I don't see it as appropriate to demand (or perhaps even accept) the airdrop proceeds. Because the agreement definitely didn't require it, demanding it now could be perceived as exploiting the political atmosphere here to shake down a counterparty.
I stand by my previous analogy:
I suppose an analogy would be a fine-art storage company selling selfies with famous artworks.
It's annoying because:
- Not asking was unprofessional.
- Taking a private key out of cold storage always has some amount of risk.
- I now have to spend time on this drama.
The airdrop
amount is unimportant, and I'd feel exactly the same if the airdrop amount was 100x more or 100x less. If I'd been holding the BTC, no airdrops would've been received at all, since I never participate in those.

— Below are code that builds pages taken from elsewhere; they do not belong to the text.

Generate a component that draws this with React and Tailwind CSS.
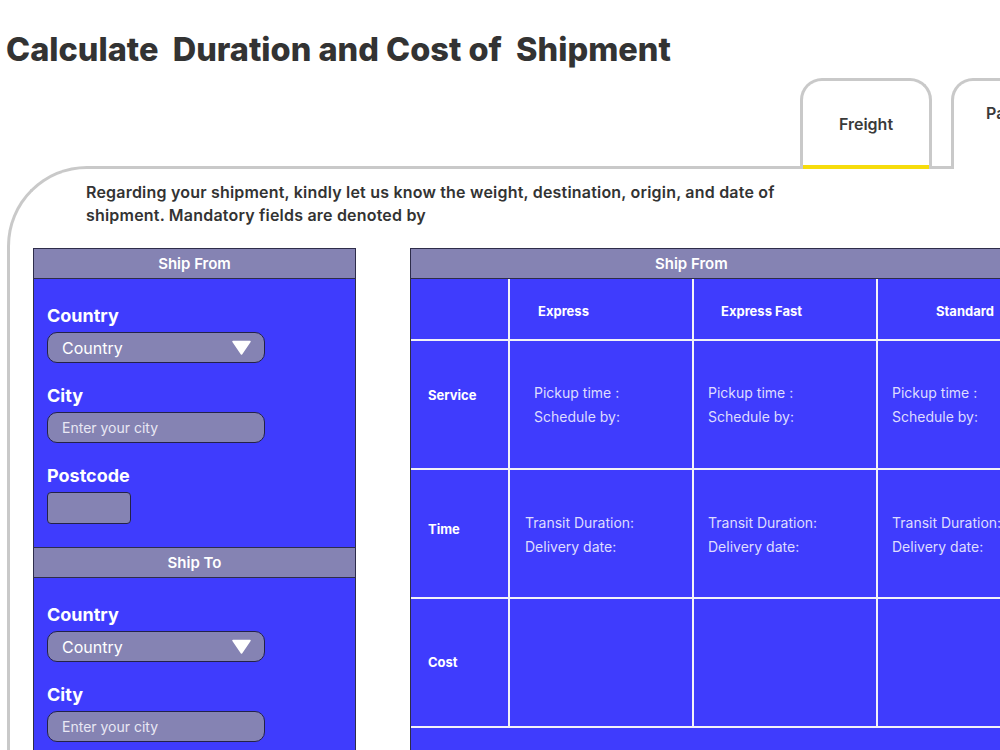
const BLUE = 'bg-[#3f3cfd]';

function Field({ label, children }) {
    return (
        <div className="flex flex-col">
            <span className="text-[18px] leading-[24px] font-bold text-white mb-[4px]">{label}</span>
            {children}
        </div>
    );
}

function CountrySelect() {
    return (
        <div className="w-[218px] h-[31px] rounded-[10px] border border-[#232248] bg-[#8583b3] flex items-center justify-between pl-[14px] pr-[13px]">
            <span className="text-[16px] text-white">Country</span>
            <svg width="19" height="15" viewBox="0 0 19 15">
                <path d="M1 1.5 L18 1.5 L9.5 14 Z" fill="#ffffff" strokeLinejoin="round" stroke="#ffffff" strokeWidth="1.5" />
            </svg>
        </div>
    );
}

function CityInput() {
    return (
        <div className="w-[218px] h-[31px] rounded-[10px] border border-[#232248] bg-[#8583b3] flex items-center pl-[14px]">
            <span className="text-[14px] text-[#e9e8f4]">Enter your city</span>
        </div>
    );
}

function SectionHeader({ title }) {
    return (
        <div className="h-[31px] bg-[#8583b3] border border-[#2e2d4a] flex items-center justify-center pt-[2px]">
            <span className="text-[15px] font-semibold text-white">{title}</span>
        </div>
    );
}

function AddressForm({ title, withPostcode }) {
    return (
        <>
            <SectionHeader title={title} />
            <div className={`${BLUE} border-x border-[#2e2d4a] pl-[13px] pt-[25px] pb-[23px] flex flex-col gap-[21px]`}>
                <Field label="Country">
                    <CountrySelect />
                </Field>
                <Field label="City">
                    <CityInput />
                </Field>
                {withPostcode && (
                    <Field label="Postcode">
                        <div className="w-[84px] h-[32px] rounded-[4px] border border-[#232248] bg-[#8583b3]"></div>
                    </Field>
                )}
            </div>
        </>
    );
}

const columns = [
    { name: 'Express', pad: 'pl-[28px]', svcPad: 'pl-[24px]', timePad: 'pl-[15px]' },
    { name: 'Express Fast', pad: 'pl-[27px]', svcPad: 'pl-[14px]', timePad: 'pl-[14px]' },
    { name: 'Standard', pad: 'pl-[58px]', svcPad: 'pl-[14px]', timePad: 'pl-[14px]' },
];

function Cell({ className = '', children }) {
    return (
        <div className={`border-r-2 border-b-2 border-[#f2f2f8] flex items-center ${className}`}>
            {children}
        </div>
    );
}

function RateTable() {
    return (
        <div className="w-[680px] shrink-0">
            <div className="h-[31px] bg-[#8583b3] border border-[#2e2d4a] flex items-center pl-[244px] pt-[2px]">
                <span className="text-[15px] font-semibold text-white">Ship From</span>
            </div>
            <div className={`${BLUE} border-l border-[#2e2d4a] grid grid-cols-[99px_184px_184px_184px] grid-rows-[62px_129px_129px_129px]`}>
                {/* header row */}
                <Cell />
                {columns.map((c) => (
                    <Cell key={c.name} className={`${c.pad} pt-[6px]`}>
                        <span className="text-[13px] font-bold text-white">{c.name}</span>
                    </Cell>
                ))}

                {/* service */}
                <Cell className="pl-[17px] pb-[18px]">
                    <span className="text-[13px] font-bold text-white">Service</span>
                </Cell>
                {columns.map((c) => (
                    <Cell key={c.name} className={c.svcPad}>
                        <div className="text-[14px] leading-[24px] text-[#dedcff]">
                            <p>Pickup time :</p>
                            <p>Schedule by:</p>
                        </div>
                    </Cell>
                ))}

                {/* time */}
                <Cell className="pl-[17px] pb-[8px]">
                    <span className="text-[13px] font-bold text-white">Time</span>
                </Cell>
                {columns.map((c) => (
                    <Cell key={c.name} className={c.timePad}>
                        <div className="text-[14px] leading-[24px] text-[#dedcff] pt-[2px]">
                            <p>Transit Duration:</p>
                            <p>Delivery date:</p>
                        </div>
                    </Cell>
                ))}

                {/* cost */}
                <Cell className="pl-[17px]">
                    <span className="text-[13px] font-bold text-white">Cost</span>
                </Cell>
                {columns.map((c) => (
                    <Cell key={c.name} />
                ))}
            </div>
            <div className={`${BLUE} border-l border-[#2e2d4a] h-[60px]`}></div>
        </div>
    );
}

export default function App() {
    return (
        <div className="w-[1000px] h-[750px] overflow-hidden bg-white text-[#333333] font-['Inter','Liberation_Sans',sans-serif]">
            {/* Title */}
            <h1 className="pl-[6px] pt-[30px] text-[32.5px] leading-[40px] font-extrabold whitespace-pre">
                {'Calculate  Duration and Cost of  Shipment'}
            </h1>

            {/* Tabs */}
            <div className="flex gap-[19px] pl-[800px] mt-[8px] -mb-[3px] relative z-10">
                <div className="w-[132px] h-[91px] shrink-0 bg-white border-[3px] border-b-0 border-[#c9c9c9] rounded-t-[22px] flex flex-col">
                    <div className="flex-1 flex items-center justify-center pt-[2px]">
                        <span className="text-[16px] font-semibold text-[#3a3a3a]">Freight</span>
                    </div>
                    <div className="h-[4px] bg-[#f6dc0c]"></div>
                </div>
                <div className="w-[132px] h-[91px] shrink-0 bg-white border-[3px] border-b-0 border-[#c9c9c9] rounded-t-[22px] pl-[32px] pt-[20px]">
                    <span className="text-[16px] font-semibold text-[#3a3a3a]">Parcel</span>
                </div>
            </div>

            {/* Panel */}
            <div className="ml-[7px] w-[1100px] h-[700px] border-l-[3px] border-t-[3px] border-[#c9c9c9] rounded-tl-[80px]">
                <p className="pl-[76px] pt-[12px] text-[16px] leading-[23px] font-semibold tracking-[0.2px] text-[#333333]">
                    Regarding your shipment, kindly let us know the weight, destination, origin, and date of
                    <br />
                    shipment. Mandatory fields are denoted by
                </p>

                <div className="flex items-start mt-[21px] pl-[23px] gap-[54px]">
                    <div className="w-[323px] shrink-0 flex flex-col">
                        <AddressForm title="Ship From" withPostcode />
                        <AddressForm title="Ship To" />
                    </div>
                    <RateTable />
                </div>
            </div>
        </div>
    );
}
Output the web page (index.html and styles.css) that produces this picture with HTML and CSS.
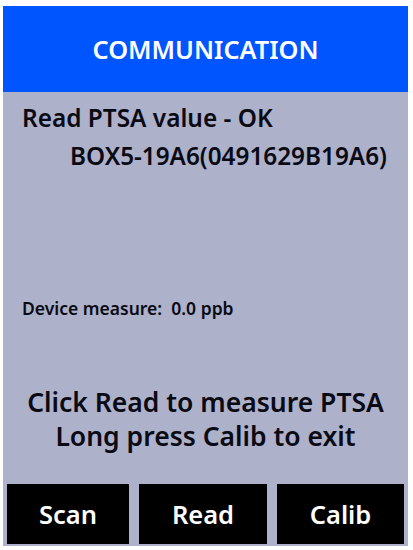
FILE: index.html
```html
<!DOCTYPE html>
<html>
<head>
<meta charset="utf-8">
<link rel="stylesheet" href="styles.css">
</head>
<body>
<div class="screen">
  <div class="header">COMMUNICATION</div>
  <div class="content">
    <div class="status">Read PTSA value - OK</div>
    <div class="device-id">BOX5-19A6(0491629B19A6)</div>
    <div class="measure">Device measure:&nbsp; 0.0 ppb</div>
    <div class="hint">
      <div>Click Read to measure PTSA</div>
      <div>Long press Calib to exit</div>
    </div>
  </div>
  <div class="buttons">
    <div class="btn">Scan</div>
    <div class="btn">Read</div>
    <div class="btn">Calib</div>
  </div>
</div>
</body>
</html>
```
FILE: styles.css
```css
html, body {
  margin: 0;
  padding: 0;
  background: #ffffff;
}
body {
  font-family: "Noto Sans", "Open Sans", sans-serif;
  font-weight: 600;
  color: #0a0a14;
}
.screen {
  margin: 6px 0 0 3px;
  width: 405px;
  height: 540px;
  background: #adb1c9;
  display: flex;
  flex-direction: column;
}
.header {
  height: 86px;
  background: #0055ff;
  color: #ffffff;
  font-size: 25.3px;
  display: flex;
  align-items: center;
  justify-content: center;
}
.content {
  flex: 1;
  display: flex;
  flex-direction: column;
  padding: 9.5px 0 0 19px;
}
.status {
  font-size: 24.4px;
  line-height: 32px;
}
.device-id {
  font-size: 24.3px;
  line-height: 32px;
  margin-top: 6px;
  padding-left: 48px;
}
.measure {
  font-size: 17.5px;
  line-height: 22px;
  margin-top: 125.5px;
}
.hint {
  margin-top: 65.7px;
  font-size: 26.5px;
  line-height: 34px;
  text-align: center;
  margin-left: -19px;
}
.buttons {
  display: grid;
  grid-template-columns: 122px 128px 127px;
  column-gap: 10px;
  padding: 0 5px 2px 4px;
  height: 60px;
}
.btn {
  background: #000000;
  color: #ffffff;
  font-size: 25.5px;
  display: flex;
  align-items: center;
  justify-content: center;
}
```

Good points, the analogy stands and can be further extended.
Far more liberties are routinely taken with depositors' funds by banks, unions, retirement pools etc. to generate profits on a regular basis, so the outrage expressed by some members here is grossly exaggerated...
Philosophically it makes sense to hand over the hard-fork coins to the forum that purported to be direct competitors to BTC, like BCH & BSV; but with other airdrops and similar, the treasurer generating added value for himself, while abiding by his duties to the forum, should be totally fine.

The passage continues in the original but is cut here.